2. Puisque Dieu possède la perfection infinie en toutes choses, cette maxime : «Soyez parfaits comme votre Père céleste est parfait,» prise à la lettre, présupposerait la possibilité d'atteindre à la perfection absolue. S'il était donné à la créature d'être aussi parfaite que le Créateur, elle lui deviendrait égale, ce qui est inadmissible. Mais les hommes auxquels s'adressait Jésus n'auraient point compris cette nuance ; il se borne à leur présenter un modèle et leur dit de s'efforcer de l'atteindre.
Il faut donc entendre par ces paroles la perfection relative, celle dont l'humanité est susceptible et qui la rapproche le plus de la Divinité. En quoi consiste cette perfection ? Jésus le dit : «Aimer ses ennemis, faire du bien à ceux qui nous haïssent, prier pour ceux qui nous persécutent.» Il montre par là que l'essence de la perfection, c'est la charité dans sa plus large acception, parce qu'elle implique la pratique de toutes les autres vertus.

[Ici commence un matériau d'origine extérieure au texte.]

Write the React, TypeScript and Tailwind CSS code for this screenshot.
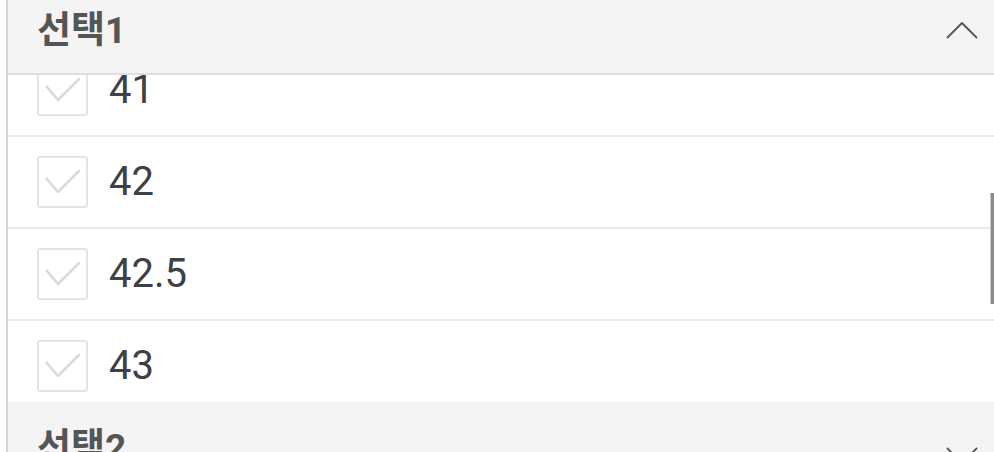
import React from "react";

const font = { fontFamily: "Roboto, 'Noto Sans CJK KR', sans-serif" };

function Check() {
  return (
    <div className="relative w-[51px] h-[52px] shrink-0 rounded-[3px] border-2 border-[#e4e4e4] bg-white">
      <svg width="51" height="52" viewBox="0 0 51 52" className="absolute -left-[2px] -top-[2px]">
        <path d="M9.5 22.5 L21 36 L42 15" fill="none" stroke="#dadada" strokeWidth="2.6" strokeLinecap="round" strokeLinejoin="round" />
      </svg>
    </div>
  );
}

function Row({ label }: { label: string }) {
  return (
    <div className="h-[92px] border-b-2 border-[#ececec] flex items-center pl-[29px] pr-4">
      <Check />
      <span className="ml-[21px] text-[40px] leading-none text-[#3e4045]">{label}</span>
    </div>
  );
}

function Chevron({ up }: { up: boolean }) {
  return (
    <svg width="32" height="18" viewBox="0 0 32 18">
      <path
        d={up ? "M1.5 16.5 L16 2 L30.5 16.5" : "M1.5 1.5 L16 16 L30.5 1.5"}
        fill="none"
        stroke="#555"
        strokeWidth="1.8"
        strokeLinecap="round"
        strokeLinejoin="round"
      />
    </svg>
  );
}

export default function App() {
  return (
    <div className="w-[994px] h-[452px] overflow-hidden bg-white pl-[6px]" style={font}>
      <div className="border-l-2 border-[#d6d6d6] -mt-[12px]">
        <div className="h-[87px] bg-[#f4f4f4] border-b-2 border-[#dedede] flex items-center justify-between pl-[29px] pr-[16px]">
          <span className="text-[37px] font-bold text-[#555] leading-none">선택1</span>
          <div className="-mt-[2px]">
            <Chevron up />
          </div>
        </div>
        <div className="relative h-[327px] overflow-hidden">
          <div className="-mt-[30px]">
            <Row label="41" />
            <Row label="42" />
            <Row label="42.5" />
            <Row label="43" />
          </div>
          <div className="absolute right-0 top-[118px] w-[4px] h-[111px] bg-[#8c8c8c] border-l border-[#c8c8c8]" />
        </div>
        <div className="h-[86px] bg-[#f4f4f4] flex items-start justify-between pl-[29px] pr-[16px] pt-[27px]">
          <span className="text-[37px] font-bold text-[#555] leading-none">선택2</span>
          <div className="mt-[18px]">
            <Chevron up={false} />
          </div>
        </div>
      </div>
    </div>
  );
}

En effet, si l'on observe les résultats de tous les vices, et même des simples défauts, on reconnaîtra qu'il n'en est aucun qui n'altère plus ou moins le sentiment de la charité, parce que tous ont leur principe dans l'égoïsme et l'orgueil, qui en sont la négation ; car tout ce qui surexcite le sentiment de la personnalité détruit, ou tout au moins affaiblit les éléments de la vraie charité, qui sont : la bienveillance, l'indulgence, l'abnégation et le dévouement. L'amour du prochain, porté jusqu'à l'amour de ses ennemis, ne pouvant s'allier avec aucun défaut contraire à la charité, est, par cela même, toujours l'indice d'une plus ou moins grande supériorité morale ; d'où il résulte que le degré de la perfection est en raison de l'étendue de cet amour ; c'est pourquoi Jésus, après avoir donné à ses disciples les règles de la charité dans ce qu'elle a de plus sublime, leur dit : «Soyez donc parfaits comme votre Père céleste est parfait.»